Giant LED displays – more not required
In a city full of giant signs, Sony's huge and staggeringly high-resolution LED video wall has ably held the attention of NAB attendees for the last couple of years. In 2018 they had a larger one than in 2017, and both are examples of the very finest video displays ever made. As ever, Sony has taken a technology that's being made by a lot of people and put a very high-end spin on it, and they have turned the quality knob all the way up to eleven, probably by not minding how much it costs. It's quite safe to assume that the technology comes at staggering cost, but then something has to be best, and it's always likely to be the priciest. [Editor's note: Sony's Direct View LED screen technology is significantly different from conventional screens in that it allows for large areas of pure black between the pixels. This is what gives it such extreme contrast.]
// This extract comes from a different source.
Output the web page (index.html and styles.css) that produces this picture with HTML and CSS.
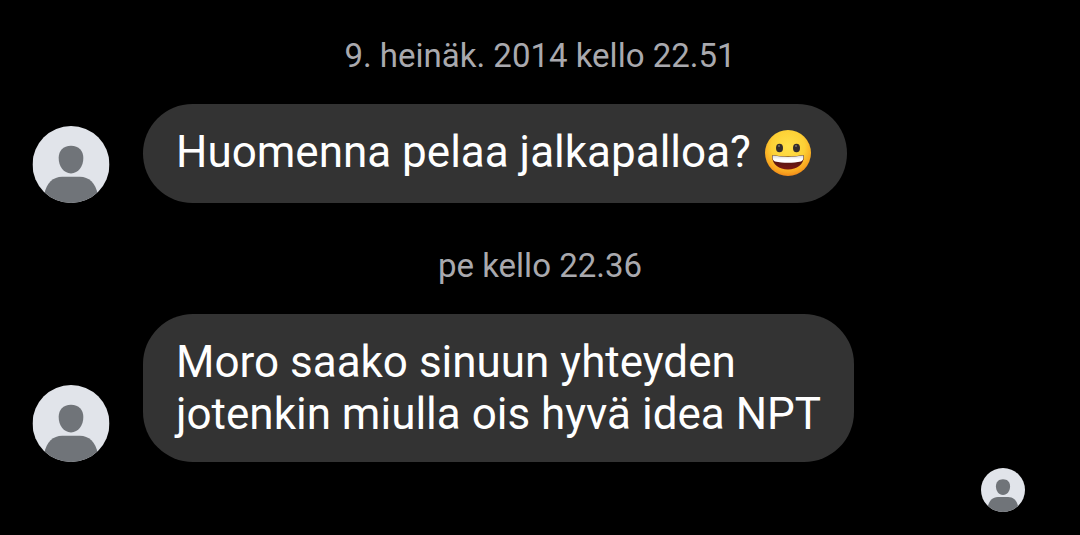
FILE: index.html
```
<!DOCTYPE html>
<html lang="fi">
<head>
    <meta charset="UTF-8">
    <meta name="viewport" content="width=device-width, initial-scale=1.0">
    <title>Keskustelu</title>
    <link rel="stylesheet" href="styles.css">
</head>
<body>
    <!-- Shared avatar picture -->
    <svg class="symbols" aria-hidden="true">
        <symbol id="avatar" viewBox="0 0 78 78">
            <clipPath id="avatar-clip"><circle cx="39" cy="39" r="39"/></clipPath>
            <g clip-path="url(#avatar-clip)">
                <rect width="78" height="78" fill="#e1e4ea"/>
                <path d="M39 20c8 0 12.500 5 12.500 12.500C51.500 41 46.500 48 39 48s-12.500-7-12.500-15.500C26.500 25 31 20 39 20z" fill="#707479"/>
                <path d="M12 78V69c2-11 9-17.500 18-17.500h18c9 0 16 6.500 18 17.500v9z" fill="#707479"/>
            </g>
        </symbol>
    </svg>

    <main class="chat">
        <time class="timestamp">9. heinäk. 2014 kello 22.51</time>
        <div class="message">
            <svg class="avatar" role="img" aria-label="Profiilikuva"><use href="#avatar"/></svg>
            <p class="bubble">Huomenna pelaa jalkapalloa?
                <svg class="emoji" viewBox="0 0 46 46" role="img" aria-label="Virnistävä naama">
                    <defs>
                        <radialGradient id="face" cx="50%" cy="36%" r="66%">
                            <stop offset="0" stop-color="#ffe14a"/>
                            <stop offset="0.55" stop-color="#fdd035"/>
                            <stop offset="0.85" stop-color="#f9a51f"/>
                            <stop offset="1" stop-color="#ee8318"/>
                        </radialGradient>
                        <linearGradient id="mouth" x1="0" y1="0" x2="0" y2="1">
                            <stop offset="0" stop-color="#3c1510"/>
                            <stop offset="1" stop-color="#7b1712"/>
                        </linearGradient>
                        <linearGradient id="teeth" x1="0" y1="0" x2="0" y2="1">
                            <stop offset="0" stop-color="#d8d8d8"/>
                            <stop offset="0.5" stop-color="#ffffff"/>
                        </linearGradient>
                    </defs>
                    <circle cx="23" cy="23" r="23" fill="url(#face)"/>
                    <ellipse cx="14.500" cy="18" rx="3.500" ry="4.300" fill="#332c2c"/>
                    <ellipse cx="31.500" cy="18" rx="3.500" ry="4.300" fill="#332c2c"/>
                    <circle cx="14" cy="16" r="1" fill="#77706a"/>
                    <circle cx="31" cy="16" r="1" fill="#77706a"/>
                    <path d="M7 26.500c0-1 .7-1.500 1.700-1.300 9 1.800 19.600 1.800 28.600 0 1-.2 1.700.3 1.700 1.300C38.500 34.500 32 39.500 23 39.500S7.500 34.500 7 26.500z" fill="url(#mouth)"/>
                    <path d="M7.500 26.500c0-.8.500-1 1.200-.9 9 1.900 19.600 1.900 28.600 0 .7-.1 1.200.1 1.200.9 0 2.500-.8 4.300-2.500 4.900-8 1.800-18 1.800-26 0-1.700-.6-2.500-2.400-2.500-4.900z" fill="url(#teeth)"/>
                </svg>
            </p>
        </div>

        <time class="timestamp">pe kello 22.36</time>
        <div class="message">
            <svg class="avatar" role="img" aria-label="Profiilikuva"><use href="#avatar"/></svg>
            <p class="bubble">Moro saako sinuun yhteyden<br>jotenkin miulla ois hyvä idea NPT</p>
        </div>

        <div class="seen">
            <svg class="avatar avatar-small" role="img" aria-label="Nähty"><use href="#avatar"/></svg>
        </div>
    </main>
</body>
</html>
```
FILE: styles.css
```
* {
    box-sizing: border-box;
}
body {
    margin: 0;
    background: #000;
    color: #fff;
    font-family: Roboto, "Liberation Sans", sans-serif;
}
.symbols {
    position: absolute;
    width: 0;
    height: 0;
}
.chat {
    display: flex;
    flex-direction: column;
    padding: 36px 32px 23px;
}
.timestamp {
    color: #a9a9ae;
    font-size: 33px;
    line-height: 40px;
    text-align: center;
}
.message {
    display: flex;
    align-items: flex-end;
    gap: 33px;
    margin-top: 28px;
}
.message + .timestamp {
    margin-top: 43px;
}
.avatar {
    flex: none;
    width: 78px;
    height: 77px;
}
.bubble {
    margin: 0;
    padding: 22px 33px;
    border-radius: 50px;
    background: #333;
    font-size: 44px;
    line-height: 52px;
}
.emoji {
    width: 46px;
    height: 52px;
    margin: 0 3px;
    padding: 1px 0 5px;
    vertical-align: -14px;
}
.seen {
    display: flex;
    justify-content: flex-end;
    margin-top: 6px;
    padding-right: 23px;
}
.avatar-small {
    width: 44px;
    height: 44px;
}
```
LED video wall resolution. That's a British penny, a fraction larger than a US cent, and it's in contact with the LEDs
it doesn't quite match the brightness of the real world. Put a picture of the sun on the display and it doesn't blind the audience and cast their shadows on the back wall, as if that were desirable anyway. In the end, But the effortlessly vast contrast and brightness performance and massive excess of resolution mean that as far as conventional cinema and television go, we have arrived.
They could make it cheaper, and reliability of that many LEDs is a factor. Talking to the technical people at UK cinema chain Odeon, they're very aware that LED video walls (of all types – not just Sony's) are becoming a plausible replacement for projection displays in exhibition venues. The problem is upkeep. Replacing failed blocks and matching them in to the rest of the display is a pain, with the typical failure mode of an LED video wall creating a complete mess, with visibly-discoloured blocks of image and sometimes strange, brightly-coloured artefacts. We have no idea how reliable Sony's display is – probably pretty good; it's Sony – but those are the factors that scare people off.
But good grief, it doesn't really need to get much better, at least in the realms of popular film and TV.
Raw file formats – too much
Two of the most prominent manufacturers in film and TV equipment have launched compressed raw file formats in the last year or so. With Red already in the mix, that's three different, mutually-incompatible formats to do much the same thing, give or take some bells and whistles. Add uncompressed options, and there's almost one per camera. Blackmagic have taken the decision to remove CDNG support from their cameras, but that won't necessarily stop other cameras from continuing to shoot CDNG, and then there's the manufacturer-specific formats.
Various manufacturers have implemented various approaches to raw recording, with various caveats and capabilities
Competition is one thing; balkanisation is another. We can hardly expect these organisations to preemptively declare their pet format obsolete, but we can hope there won't be any further proliferation.
HDR standards – way too much
HDR will never be simple now TV manufacturers have decided it's OK for various TVs to have various levels of capability. Even so, with at least three principal competing formats for HDR distribution, with a myriad of confusing sub-levels and shared characteristics, HDR finishing has become much more complicated than it needs to be. This is a huge shame, considering it is widely liked; it'll be holding up adoption both at home and in production.
This shot of the Dolby booth at IBC is still probably the best way to demo HDR on normal displays. Inset what the comparison looks like exposed for the SDR display (right)
So, even more than raw file formats, there's a need for a clear and steady eye on the road ahead here. Anyone looking to make money out of controlling things might bear in mind the fact that making it too complicated could kill the whole thing before it gets far down the road to widespread acceptance, and that would be a massive shame.
The SLR Magic anamorphics are comparatively affordable, with the emphasis on comparatively
Cheap anamorphics, anyone? And flying pigs, too.